EXERCISE REQUIREMENTS:
Restate the material word for word and leave out anything that is a picture.

GIVEN INFORMATION:
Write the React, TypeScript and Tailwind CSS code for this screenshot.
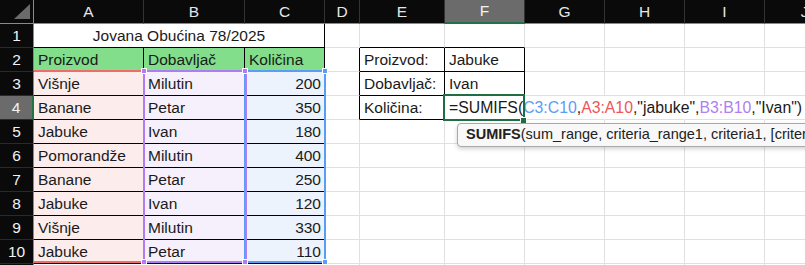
import React from "react"

const COLS = [
  { key: "A", w: "w-[110px]" },
  { key: "B", w: "w-[101px]" },
  { key: "C", w: "w-[80px]" },
  { key: "D", w: "w-[35px]" },
  { key: "E", w: "w-[85px]" },
  { key: "F", w: "w-[80px]" },
  { key: "G", w: "w-[80px]" },
  { key: "H", w: "w-[80px]" },
  { key: "I", w: "w-[80px]" },
  { key: "J", w: "w-[80px]" },
]

const DATA = [
  ["Višnje", "Milutin", "200"],
  ["Banane", "Petar", "350"],
  ["Jabuke", "Ivan", "180"],
  ["Pomorandže", "Milutin", "400"],
  ["Banane", "Petar", "250"],
  ["Jabuke", "Ivan", "120"],
  ["Višnje", "Milutin", "330"],
  ["Jabuke", "Petar", "110"],
]

function Formula() {
  return (
    <span className="text-[15.8px]">
      =SUMIFS(<span className="text-[#5b9cf5]">C3:C10</span>,
      <span className="text-[#f0555a]">A3:A10</span>,"jabuke",
      <span className="text-[#b07ef2]">B3:B10</span>,"Ivan")
    </span>
  )
}

function content(r: number, c: number): React.ReactNode {
  if (r >= 3 && r <= 10 && c <= 2) return DATA[r - 3][c]
  if (r === 2 && c <= 2) return ["Proizvod", "Dobavljač", "Količina"][c]
  if (c === 4) return r === 2 ? "Proizvod:" : r === 3 ? "Dobavljač:" : r === 4 ? "Količina:" : null
  if (c === 5) return r === 2 ? "Jabuke" : r === 3 ? "Ivan" : r === 4 ? <Formula /> : null
  return null
}

function Cell({ r, c }: { r: number; c: number }) {
  const rightBlack =
    (c <= 2 && r >= 1 && r <= 10) || (c >= 3 && c <= 5 && r >= 2 && r <= 4)
  const bottomBlack = (c <= 2 && r >= 1 && r <= 10) || ((c === 4 || c === 5) && r >= 1 && r <= 4)
  const rightWhite = r === 4 && c >= 6

  let bg = "bg-white"
  if (r === 2 && c <= 2) bg = "bg-[#82de8b]"
  else if (r >= 3 && r <= 10 && c === 0) bg = "bg-[#fdecec]"
  else if (r >= 3 && r <= 10 && c === 1) bg = "bg-[#f5f0fc]"
  else if (r >= 3 && r <= 10 && c === 2) bg = "bg-[#ecf3fd]"

  const right = rightBlack ? "border-r-black" : rightWhite ? "border-r-white" : "border-r-[#e0e0e0]"
  const bottom = bottomBlack ? "border-b-black" : "border-b-[#e0e0e0]"
  const align = r >= 3 && c === 2 ? "justify-end pr-[3px]" : "pl-[4px]"
  const over = r === 4 && c === 5 ? "relative z-10 overflow-visible" : "overflow-hidden"

  return (
    <div
      className={`flex h-full shrink-0 items-center whitespace-nowrap border-r border-b ${COLS[c].w} ${bg} ${right} ${bottom} ${align} ${over}`}
    >
      {content(r, c)}
    </div>
  )
}

function RowHead({ n }: { n: number }) {
  const sel = n === 4
  return (
    <div
      className={`flex h-full w-[34px] shrink-0 items-center justify-center border-b border-b-[#2a2a2a] text-[#f2f2f2] ${
        sel ? "border-r-2 border-r-[#217346] bg-[#6b6b6b]" : "border-r border-r-[#8a8a8a] bg-[#0a0a0a]"
      }`}
    >
      {n <= 10 ? n : null}
    </div>
  )
}

export default function App() {
  const rows = [1, 2, 3, 4, 5, 6, 7, 8, 9, 10, 11]

  return (
    <div className="relative h-[265px] w-[805px] overflow-hidden bg-white font-['Liberation_Sans',Arial,sans-serif] text-[15.5px] text-[#1a1a1a]">
      {/* column headers */}
      <div className="flex h-[24px] bg-[#0a0a0a]">
        <div className="relative h-full w-[34px] shrink-0 border-r border-b border-r-[#8a8a8a] border-b-[#8a8a8a]">
          <div className="absolute left-[14px] top-[4px] h-0 w-0 border-b-[15px] border-l-[16px] border-b-[#6b6b6b] border-l-transparent" />
        </div>
        {COLS.map((col, i) =>
          i === 5 ? (
            <div
              key={col.key}
              className={`flex h-full shrink-0 items-center justify-center border-r border-b-2 border-r-[#333] border-b-[#217346] bg-[#6b6b6b] text-[#f2f2f2] ${col.w}`}
            >
              {col.key}
            </div>
          ) : (
            <div
              key={col.key}
              className={`flex h-full shrink-0 items-center justify-center border-r border-b border-r-[#333] border-b-[#8a8a8a] text-[#e6e6e6] ${col.w}`}
            >
              {col.key}
            </div>
          )
        )}
      </div>

      {rows.map((r) => (
        <div key={r} className="flex h-[24px]">
          <RowHead n={r} />
          {r === 1 ? (
            <>
              <div className="flex h-full w-[291px] shrink-0 items-center justify-center border-r border-b border-black bg-white">
                Jovana Obućina 78/2025
              </div>
              {[3, 4, 5, 6, 7, 8, 9].map((c) => (
                <Cell key={c} r={r} c={c} />
              ))}
            </>
          ) : (
            COLS.map((_, c) => <Cell key={c} r={r} c={c} />)
          )}
        </div>
      ))}

      {/* range highlights */}
      <div className="absolute left-[34px] top-[70px] h-[193px] w-[111px] border-y-2 border-[#f26b6b]" />
      <div className="absolute left-[244px] top-[70px] h-[193px] w-[82px] border-2 border-[#5b9cf5]" />
      <div className="absolute left-[143px] top-[70px] h-[193px] w-[104px] border-2 border-[#b07cf3]" />

      <div className="absolute left-[141px] top-[68px] h-[6px] w-[6px] border border-white bg-[#b07cf3]" />
      <div className="absolute left-[242px] top-[68px] h-[6px] w-[6px] border border-white bg-[#b07cf3]" />
      <div className="absolute left-[322px] top-[68px] h-[6px] w-[6px] border border-white bg-[#5b9cf5]" />
      <div className="absolute left-[141px] top-[259px] h-[6px] w-[6px] border border-white bg-[#b07cf3]" />
      <div className="absolute left-[242px] top-[259px] h-[6px] w-[6px] border border-white bg-[#b07cf3]" />
      <div className="absolute left-[322px] top-[259px] h-[6px] w-[6px] border border-white bg-[#5b9cf5]" />

      {/* active cell */}
      <div className="absolute left-[443px] top-[94px] z-20 h-[27px] w-[82px] border-2 border-[#1f6e43]" />
      <div className="absolute left-[520px] top-[117px] z-20 h-[7px] w-[7px] border border-white bg-[#1f6e43]" />

      {/* function tooltip */}
      <div className="absolute left-[457px] top-[123px] z-30 flex h-[24px] w-[420px] items-center whitespace-nowrap rounded-[4px] border border-[#a9a9a9] bg-[#f8f8f8] pl-[8px] text-[14.5px] text-[#222] shadow-[0_2px_4px_rgba(0,0,0,0.18)]">
        <span className="font-bold">SUMIFS</span>(sum_range, criteria_range1, criteria1, [criteria_range2, criteria2], ...)
      </div>
    </div>
  )
}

RESPONSE FOR THIS EXERCISE:
Write the React, TypeScript and Tailwind CSS code for this screenshot.
import React from "react"

const COLS = [
  { key: "A", w: "w-[110px]" },
  { key: "B", w: "w-[101px]" },
  { key: "C", w: "w-[80px]" },
  { key: "D", w: "w-[35px]" },
  { key: "E", w: "w-[85px]" },
  { key: "F", w: "w-[80px]" },
  { key: "G", w: "w-[80px]" },
  { key: "H", w: "w-[80px]" },
  { key: "I", w: "w-[80px]" },
  { key: "J", w: "w-[80px]" },
]

const DATA = [
  ["Višnje", "Milutin", "200"],
  ["Banane", "Petar", "350"],
  ["Jabuke", "Ivan", "180"],
  ["Pomorandže", "Milutin", "400"],
  ["Banane", "Petar", "250"],
  ["Jabuke", "Ivan", "120"],
  ["Višnje", "Milutin", "330"],
  ["Jabuke", "Petar", "110"],
]

function Formula() {
  return (
    <span className="text-[15.8px]">
      =SUMIFS(<span className="text-[#5b9cf5]">C3:C10</span>,
      <span className="text-[#f0555a]">A3:A10</span>,"jabuke",
      <span className="text-[#b07ef2]">B3:B10</span>,"Ivan")
    </span>
  )
}

function content(r: number, c: number): React.ReactNode {
  if (r >= 3 && r <= 10 && c <= 2) return DATA[r - 3][c]
  if (r === 2 && c <= 2) return ["Proizvod", "Dobavljač", "Količina"][c]
  if (c === 4) return r === 2 ? "Proizvod:" : r === 3 ? "Dobavljač:" : r === 4 ? "Količina:" : null
  if (c === 5) return r === 2 ? "Jabuke" : r === 3 ? "Ivan" : r === 4 ? <Formula /> : null
  return null
}

function Cell({ r, c }: { r: number; c: number }) {
  const rightBlack =
    (c <= 2 && r >= 1 && r <= 10) || (c >= 3 && c <= 5 && r >= 2 && r <= 4)
  const bottomBlack = (c <= 2 && r >= 1 && r <= 10) || ((c === 4 || c === 5) && r >= 1 && r <= 4)
  const rightWhite = r === 4 && c >= 6

  let bg = "bg-white"
  if (r === 2 && c <= 2) bg = "bg-[#82de8b]"
  else if (r >= 3 && r <= 10 && c === 0) bg = "bg-[#fdecec]"
  else if (r >= 3 && r <= 10 && c === 1) bg = "bg-[#f5f0fc]"
  else if (r >= 3 && r <= 10 && c === 2) bg = "bg-[#ecf3fd]"

  const right = rightBlack ? "border-r-black" : rightWhite ? "border-r-white" : "border-r-[#e0e0e0]"
  const bottom = bottomBlack ? "border-b-black" : "border-b-[#e0e0e0]"
  const align = r >= 3 && c === 2 ? "justify-end pr-[3px]" : "pl-[4px]"
  const over = r === 4 && c === 5 ? "relative z-10 overflow-visible" : "overflow-hidden"

  return (
    <div
      className={`flex h-full shrink-0 items-center whitespace-nowrap border-r border-b ${COLS[c].w} ${bg} ${right} ${bottom} ${align} ${over}`}
    >
      {content(r, c)}
    </div>
  )
}

function RowHead({ n }: { n: number }) {
  const sel = n === 4
  return (
    <div
      className={`flex h-full w-[34px] shrink-0 items-center justify-center border-b border-b-[#2a2a2a] text-[#f2f2f2] ${
        sel ? "border-r-2 border-r-[#217346] bg-[#6b6b6b]" : "border-r border-r-[#8a8a8a] bg-[#0a0a0a]"
      }`}
    >
      {n <= 10 ? n : null}
    </div>
  )
}

export default function App() {
  const rows = [1, 2, 3, 4, 5, 6, 7, 8, 9, 10, 11]

  return (
    <div className="relative h-[265px] w-[805px] overflow-hidden bg-white font-['Liberation_Sans',Arial,sans-serif] text-[15.5px] text-[#1a1a1a]">
      {/* column headers */}
      <div className="flex h-[24px] bg-[#0a0a0a]">
        <div className="relative h-full w-[34px] shrink-0 border-r border-b border-r-[#8a8a8a] border-b-[#8a8a8a]">
          <div className="absolute left-[14px] top-[4px] h-0 w-0 border-b-[15px] border-l-[16px] border-b-[#6b6b6b] border-l-transparent" />
        </div>
        {COLS.map((col, i) =>
          i === 5 ? (
            <div
              key={col.key}
              className={`flex h-full shrink-0 items-center justify-center border-r border-b-2 border-r-[#333] border-b-[#217346] bg-[#6b6b6b] text-[#f2f2f2] ${col.w}`}
            >
              {col.key}
            </div>
          ) : (
            <div
              key={col.key}
              className={`flex h-full shrink-0 items-center justify-center border-r border-b border-r-[#333] border-b-[#8a8a8a] text-[#e6e6e6] ${col.w}`}
            >
              {col.key}
            </div>
          )
        )}
      </div>

      {rows.map((r) => (
        <div key={r} className="flex h-[24px]">
          <RowHead n={r} />
          {r === 1 ? (
            <>
              <div className="flex h-full w-[291px] shrink-0 items-center justify-center border-r border-b border-black bg-white">
                Jovana Obućina 78/2025
              </div>
              {[3, 4, 5, 6, 7, 8, 9].map((c) => (
                <Cell key={c} r={r} c={c} />
              ))}
            </>
          ) : (
            COLS.map((_, c) => <Cell key={c} r={r} c={c} />)
          )}
        </div>
      ))}

      {/* range highlights */}
      <div className="absolute left-[34px] top-[70px] h-[193px] w-[111px] border-y-2 border-[#f26b6b]" />
      <div className="absolute left-[244px] top-[70px] h-[193px] w-[82px] border-2 border-[#5b9cf5]" />
      <div className="absolute left-[143px] top-[70px] h-[193px] w-[104px] border-2 border-[#b07cf3]" />

      <div className="absolute left-[141px] top-[68px] h-[6px] w-[6px] border border-white bg-[#b07cf3]" />
      <div className="absolute left-[242px] top-[68px] h-[6px] w-[6px] border border-white bg-[#b07cf3]" />
      <div className="absolute left-[322px] top-[68px] h-[6px] w-[6px] border border-white bg-[#5b9cf5]" />
      <div className="absolute left-[141px] top-[259px] h-[6px] w-[6px] border border-white bg-[#b07cf3]" />
      <div className="absolute left-[242px] top-[259px] h-[6px] w-[6px] border border-white bg-[#b07cf3]" />
      <div className="absolute left-[322px] top-[259px] h-[6px] w-[6px] border border-white bg-[#5b9cf5]" />

      {/* active cell */}
      <div className="absolute left-[443px] top-[94px] z-20 h-[27px] w-[82px] border-2 border-[#1f6e43]" />
      <div className="absolute left-[520px] top-[117px] z-20 h-[7px] w-[7px] border border-white bg-[#1f6e43]" />

      {/* function tooltip */}
      <div className="absolute left-[457px] top-[123px] z-30 flex h-[24px] w-[420px] items-center whitespace-nowrap rounded-[4px] border border-[#a9a9a9] bg-[#f8f8f8] pl-[8px] text-[14.5px] text-[#222] shadow-[0_2px_4px_rgba(0,0,0,0.18)]">
        <span className="font-bold">SUMIFS</span>(sum_range, criteria_range1, criteria1, [criteria_range2, criteria2], ...)
      </div>
    </div>
  )
}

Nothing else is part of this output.